Maybe the most successful musical setting of Poe - certainly the spookiest - was by a friend of Debussy's, the violinist-composer Andre Caplet. His "Conte fantastique" (1909) is a condensed reading of Poe's "Masque of Red Death" with accompaniment by harp and string quartet.

The Shanghai Quartet, joined by harpist Yolanda Kondonassis, with actress Claire Bloom as the reader, performed Caplet's chilling treatment of Poe's tale of plague and fate as the climax of an all-French program last night in Camp Concert Hall of the University of Richmond's Modlin Center.

Bloom's reading could be called BBC standard - precise, detached, just shy of prim - with subtly breathy hints of the ominous. Her delivery was vivid enough to tell a story well, elegant enough to do justice to Poe's language, neutral enough not to get in the way of the real mood-setters of the piece, the musicians.

Caplet may not be a star of French impressionist music, but "Conte fantastique" is one of the stellar examples of the style's shimmering tone coloration, misty harmonic language, surging dynamism and precarious, shifting instrumental balances. It's often a spectacular display of individual technique and ensemble interplay.

The Shanghai and Kondonassis, who have played the Caplet previously with Bloom, made a stunning impression. The only shortcomings were a few passages in which music overbalanced narration. The harpist and quartet, joined by flutist Mary Boodell and clarinetist David Niethamer of the Richmond Symphony, made as rich (if not as long) an aural feast of Maurice Ravel's Introduction and Allegro. This miniature orchestration requires eloquent and assertive musicianship, as well as the keen ear for color needed in all impressionist scores.

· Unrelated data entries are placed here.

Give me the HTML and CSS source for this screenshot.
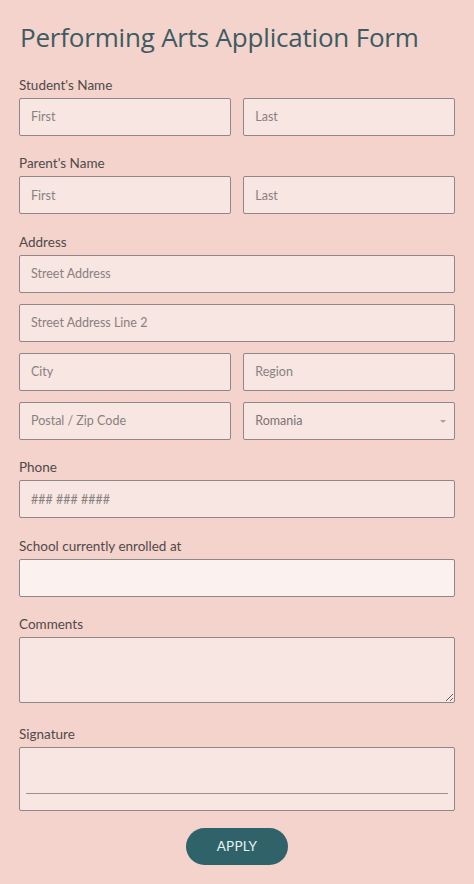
FILE: index.html
```html
<!DOCTYPE html>
<html lang="en">
<head>
<meta charset="utf-8">
<title>Performing Arts Application Form</title>
<link rel="stylesheet" href="styles.css">
</head>
<body>
<form class="form">
  <h1 class="title">Performing Arts Application Form</h1>

  <div class="field">
    <label class="label">Student's Name</label>
    <div class="row">
      <input class="input" type="text" placeholder="First">
      <input class="input" type="text" placeholder="Last">
    </div>
  </div>

  <div class="field">
    <label class="label">Parent's Name</label>
    <div class="row">
      <input class="input" type="text" placeholder="First">
      <input class="input" type="text" placeholder="Last">
    </div>
  </div>

  <div class="field">
    <label class="label">Address</label>
    <div class="stack">
      <input class="input" type="text" placeholder="Street Address">
      <input class="input" type="text" placeholder="Street Address Line 2">
      <div class="row">
        <input class="input" type="text" placeholder="City">
        <input class="input" type="text" placeholder="Region">
      </div>
      <div class="row">
        <input class="input" type="text" placeholder="Postal / Zip Code">
        <div class="select-wrap">
          <select class="input select">
            <option>Romania</option>
          </select>
        </div>
      </div>
    </div>
  </div>

  <div class="field">
    <label class="label">Phone</label>
    <input class="input" type="text" placeholder="### ### ####">
  </div>

  <div class="field">
    <label class="label">School currently enrolled at</label>
    <input class="input input-active" type="text">
  </div>

  <div class="field">
    <label class="label">Comments</label>
    <textarea class="input textarea"></textarea>
  </div>

  <div class="field field-sig">
    <label class="label">Signature</label>
    <div class="signature"><div class="sig-line"></div></div>
  </div>

  <div class="actions">
    <button type="button" class="apply">APPLY</button>
  </div>
</form>
</body>
</html>
```

FILE: styles.css
```css
* { box-sizing: border-box; }

html, body {
  margin: 0;
  padding: 0;
  background: #f3d3cb;
}

body {
  font-family: "Lato", "Noto Sans", sans-serif;
  color: #514a4a;
}

.form {
  width: 474px;
  padding: 19px 19px 0 19px;
}

.title {
  margin: 0 0 0 1px;
  font-family: "Open Sans", "Noto Sans", sans-serif;
  font-weight: 400;
  font-size: 26px;
  letter-spacing: -0.2px;
  line-height: 36px;
  color: #3e5b62;
}

.field {
  margin-top: 18.8px;
}

.field:first-of-type {
  margin-top: 21px;
}

.label {
  display: block;
  font-size: 13.5px;
  line-height: 18px;
  margin-bottom: 4px;
  color: #514a4a;
}

.row {
  display: grid;
  grid-template-columns: 1fr 1fr;
  column-gap: 12.6px;
}

.stack {
  display: flex;
  flex-direction: column;
  gap: 11.3px;
}

.input {
  display: block;
  width: 100%;
  height: 37.7px;
  margin: 0;
  padding: 0 11px;
  border: 1px solid #8f8686;
  border-radius: 2px;
  background: #f7e6e2;
  font-family: "Lato", "Noto Sans", sans-serif;
  font-size: 12.5px;
  color: #7d7373;
  outline: none;
}

.input::placeholder {
  color: #8a8080;
  opacity: 1;
}

.input-active {
  background: #fbf2ef;
}

.select-wrap {
  position: relative;
}

.select {
  appearance: none;
  -webkit-appearance: none;
  color: #7d7373;
}

.select-wrap::after {
  content: "";
  position: absolute;
  right: 9px;
  top: 18px;
  border-left: 3px solid transparent;
  border-right: 3px solid transparent;
  border-top: 3px solid #a99f9f;
  pointer-events: none;
}

.textarea {
  height: 66px;
  padding: 8px 11px;
  resize: vertical;
}

.field-sig {
  margin-top: 22px;
}

.signature {
  height: 63.4px;
  border: 1px solid #8f8686;
  border-radius: 2px;
  background: #f7e6e2;
  padding: 45px 6px 0 6px;
}

.sig-line {
  height: 1px;
  background: #9a9090;
}

.actions {
  display: flex;
  justify-content: center;
  margin-top: 17px;
}

.apply {
  width: 102px;
  height: 37px;
  border: none;
  border-radius: 19px;
  background: #2f6369;
  color: #e6f1f1;
  font-family: "Lato", "Noto Sans", sans-serif;
  font-size: 13.5px;
  letter-spacing: 0.2px;
  padding: 0;
}
```
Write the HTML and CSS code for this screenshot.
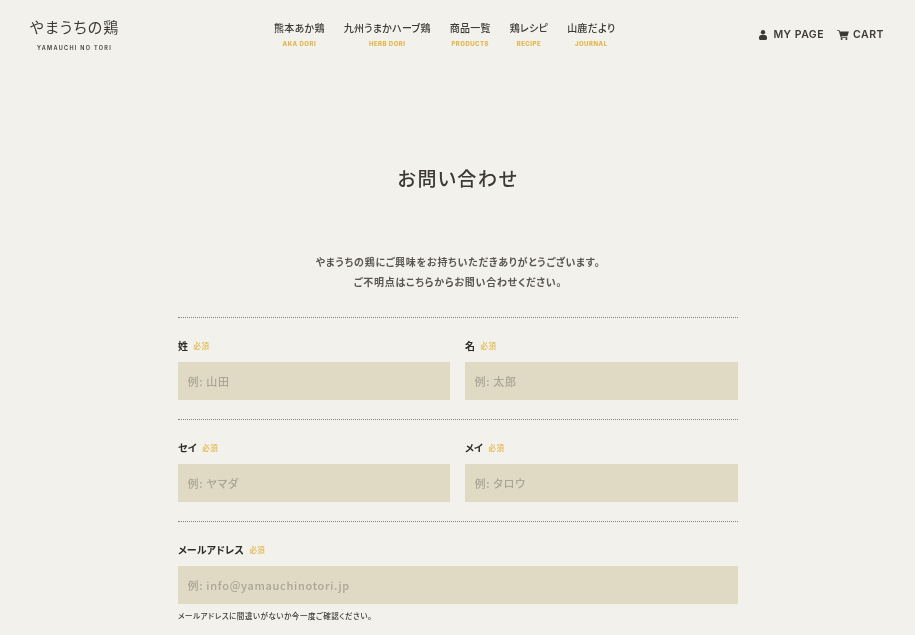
FILE: index.html
```html
<!DOCTYPE html>
<html lang="ja">
<head>
<meta charset="utf-8">
<title>お問い合わせ | やまうちの鶏</title>
<link rel="stylesheet" href="styles.css">
</head>
<body>
<header class="site-header">
  <a class="logo" href="#">
    <span class="logo-jp">やまうちの鶏</span>
    <span class="logo-en">YAMAUCHI NO TORI</span>
  </a>
  <nav class="main-nav">
    <a class="nav-item" href="#"><span class="nav-jp">熊本あか鶏</span><span class="nav-en">AKA DORI</span></a>
    <a class="nav-item" href="#"><span class="nav-jp">九州うまかハーブ鶏</span><span class="nav-en">HERB DORI</span></a>
    <a class="nav-item" href="#"><span class="nav-jp">商品一覧</span><span class="nav-en">PRODUCTS</span></a>
    <a class="nav-item" href="#"><span class="nav-jp">鶏レシピ</span><span class="nav-en">RECIPE</span></a>
    <a class="nav-item" href="#"><span class="nav-jp">山鹿だより</span><span class="nav-en">JOURNAL</span></a>
  </nav>
  <div class="user-nav">
    <a class="user-link" href="#">
      <svg class="icon-user" viewBox="0 0 8 10" aria-hidden="true"><circle cx="4" cy="2.300" r="2.200"/><path d="M1.300 10C.5 10 0 9.500 0 8.800V7.300C0 6 1 5 2.300 5h3.400C7 5 8 6 8 7.300v1.500C8 9.500 7.500 10 6.700 10z"/></svg>
      MY PAGE
    </a>
    <a class="user-link" href="#">
      <svg class="icon-cart" viewBox="0 0 13 11" aria-hidden="true"><path d="M0 .2h2.600l.6 1.500H13l-1.600 4.900H4.700l.3.900h6.300v1H4L1.900 1.200H0z"/><circle cx="5" cy="9.800" r="1.100"/><circle cx="10.200" cy="9.800" r="1.100"/></svg>
      CART
    </a>
  </div>
</header>

<main class="contact">
  <h1 class="page-title">お問い合わせ</h1>
  <p class="intro">やまうちの鶏にご興味をお持ちいただきありがとうございます。<br>ご不明点はこちらからお問い合わせください。</p>
  <form class="form">
    <div class="form-row form-row-split">
      <div class="field">
        <label class="field-label">姓<span class="required">必須</span></label>
        <input class="field-input" type="text" placeholder="例: 山田">
      </div>
      <div class="field">
        <label class="field-label">名<span class="required">必須</span></label>
        <input class="field-input" type="text" placeholder="例: 太郎">
      </div>
    </div>
    <div class="form-row form-row-split">
      <div class="field">
        <label class="field-label">セイ<span class="required">必須</span></label>
        <input class="field-input" type="text" placeholder="例: ヤマダ">
      </div>
      <div class="field">
        <label class="field-label">メイ<span class="required">必須</span></label>
        <input class="field-input" type="text" placeholder="例: タロウ">
      </div>
    </div>
    <div class="form-row">
      <div class="field">
        <label class="field-label">メールアドレス<span class="required">必須</span></label>
        <input class="field-input" type="text" placeholder="例: info@yamauchinotori.jp">
        <p class="field-note">メールアドレスに間違いがないか今一度ご確認ください。</p>
      </div>
    </div>
  </form>
</main>
</body>
</html>
```
FILE: styles.css
```css
* { box-sizing: border-box; }
html, body { margin: 0; padding: 0; }
body {
  width: 915px;
  height: 635px;
  overflow: hidden;
  background: #f2f1eb;
  color: #3d3a35;
  font-family: "Noto Sans CJK JP", "Noto Sans", sans-serif;
  font-feature-settings: "palt";
}
a { color: inherit; text-decoration: none; }

.site-header {
  display: flex;
  justify-content: space-between;
  align-items: flex-start;
  height: 70px;
  padding: 0 31px 0 30px;
  filter: blur(0.35px);
}
.logo { display: flex; flex-direction: column; align-items: center; width: 89px; padding-top: 16px; }
.logo-jp { font-size: 15px; line-height: 22px; letter-spacing: 1.100px; white-space: nowrap; }
.logo-en {
  font-family: "Inter", "Lato", sans-serif;
  font-size: 5.500px; font-weight: 600; line-height: 8px; letter-spacing: 1.300px;
  margin-top: 6px; white-space: nowrap;
}
.main-nav { display: flex; gap: 19px; padding-top: 20px; margin-left: 11px; }
.nav-item { display: flex; flex-direction: column; align-items: center; }
.nav-jp { font-size: 10px; font-weight: 500; line-height: 15px; letter-spacing: 0.250px; white-space: nowrap; }
.nav-en {
  font-family: "Inter", "Lato", sans-serif;
  font-size: 6px; font-weight: 800; line-height: 9px; letter-spacing: 0.500px;
  color: #e3b548; margin-top: 4px; white-space: nowrap;
}
.user-nav { display: flex; gap: 13px; padding-top: 27px; }
.user-link {
  display: flex; align-items: center; gap: 6px;
  font-family: "Inter", "Lato", sans-serif;
  font-size: 10.500px; font-weight: 600; line-height: 16px; letter-spacing: 0.500px;
  white-space: nowrap;
}
.user-link + .user-link { gap: 4px; }
.icon-user { width: 8px; height: 10px; fill: currentColor; }
.icon-cart { width: 12px; height: 10px; fill: currentColor; }

.contact { display: flex; flex-direction: column; align-items: center; padding-left: 1px; filter: blur(0.35px); }
.page-title {
  margin: 93px 0 0;
  font-size: 19px; line-height: 30px; font-weight: 500; letter-spacing: 1.500px;
}
.intro {
  margin: 59px 0 0;
  font-size: 10px; line-height: 20px; font-weight: 700; letter-spacing: 0.750px;
  text-align: center; color: #5a5750;
}
.form { width: 560px; margin-top: 25px; }
.form-row {
  height: 102px;
  padding-top: 19px;
  border-top: 1px dotted #86837b;
}
.form-row-split { display: grid; grid-template-columns: 272px 273px; column-gap: 15px; }
.field-label {
  display: flex; align-items: center; height: 16px;
  font-size: 10px; font-weight: 700; color: #2f2c28; letter-spacing: 0.100px;
}
.required {
  font-size: 7.500px; font-weight: 500; color: #e3b548; margin-left: 5.500px; letter-spacing: 0.500px;
}
.field-input {
  display: block; width: 100%; height: 38px; margin-top: 9px;
  padding: 0 9.500px; border: 0; border-radius: 0;
  background: #e0d9c3;
  font-family: "Noto Sans CJK JP", "Noto Sans", sans-serif;
  font-feature-settings: "palt";
  font-size: 11px; font-weight: 500; letter-spacing: 0.700px; color: #3d3a35;
}
.field-input::placeholder { color: #aaa595; opacity: 1; }
.field-note { margin: 6px 0 0; font-size: 7.500px; line-height: 11px; letter-spacing: 0.550px; font-weight: 500; }
```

This group proved to be as good as they come in this music. Kondonassis' ravishing harp cadenza was one of he many highlights.

The Shanghai - violinists Weigang Li and Yiwen Jiang, violist Honggang Li and cellist James Wilson - opened the program with Ravel's Quartet in F major. They have played this quartet repeatedly in and near Richmond over the past year, and it has been fascinating to hear them take the measure of its colors, sound effects, dynamics and phrasing.

Hearing an ensemble grow into mastery of a piece, rather than pass through town with a dazzling performance, is one of the underappreciated advantages of having a string quartet in residence.